Of course, this might be the right action in many cases but sometimes the poor results are because of poor implementation of the strategies, not the strategies themselves. Perhaps it's time now to focus on improving the implementation and not throwing the baby out with the bathwater.
Most of us saw the passenger being dragged off a United Airlines flight recently. He was removed due to a common, worldwide airline practise of overbooking flights. United Airlines did offer compensation/incentives to passengers to change their flight but the man refused to accept the offered alternatives and was forcibly removed from the plane.
This was very bad publicity for the airline and predictably there have been calls for airlines to change their overbooking strategy - and even calls to change aviation law in cases such as this. However, the reality is that overbooking helps keep fares lower than they would otherwise be - and if overbooking was outlawed, would the flying public really be ready to accept higher costs for a seat on a plane without protest?
Over the years the airlines have done an excellent job learning how their customers behave and adapting their business strategies accordingly. It's a well-known fact that on almost every flight there is a small percentage of customers who don't arrive for the flight.
If a plane flies with empty seats then it makes little or no profit. That is why airlines overbook in an attempt to always have a full plane load. When they do not overbook they have to raise prices to offset the lost revenue from empty seats.
If the airline is practising overbooking and too many passengers arrive for a flight, they offer an incentive to any customers willing to take a later flight. If insufficient passengers accept the offer, the airline has to increase the incentive until enough passengers accept.
In the case of United Airlines their error was poor implementation: firstly, they put a cap on the incentives offered to passengers and secondly they didn't use the timing principles of their revenue optimisation models.
All the airlines have statistics on the number of no-shows and the acceptance rates of incentives to take later flights.
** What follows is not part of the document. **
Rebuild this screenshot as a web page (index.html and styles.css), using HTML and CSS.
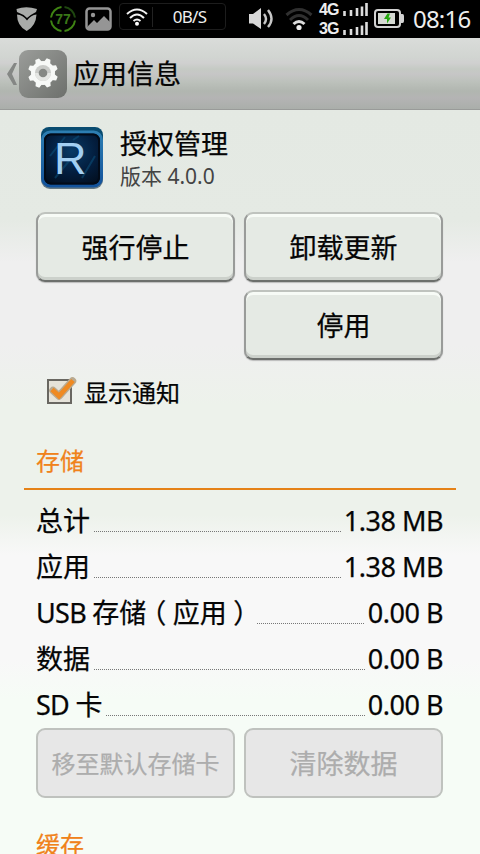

They fully realise that acceptance rates are more negatively affected if the next available flight is not on the same day.
They know that they will have to offer bigger incentives in this scenario - and sometimes these will be very large incentives. United's mistake was setting a cap on the incentive offered and insufficient passengers accepting their offer. If they had continued to increase the offer they would have eventually reached a point of equilibrium.
Obviously, this would have been extremely expensive for United but they could have then updated their revenue optimisation models to account for such situations in the future. It would also have avoided the very bad publicity that ensued.
The second fundamental error was not paying attention to timing. Their studies of customer behaviour would have shown them that a passenger's price sensitivity changes as they get closer to their departure date.
As the probability of the plane selling out increases, fares increase accordingly. United would have done better to have applied this principle to the overbooking and appreciated that their incentives would have to go up substantially. As we remember from the unfortunate videos, the passenger was already in his seat and it should never have got this far.
The focus of this blog is United and airline overbooking, but the same points could apply to many industries. Sometimes the results are due to a poor business or pricing strategy but more often it is simply poor implementation.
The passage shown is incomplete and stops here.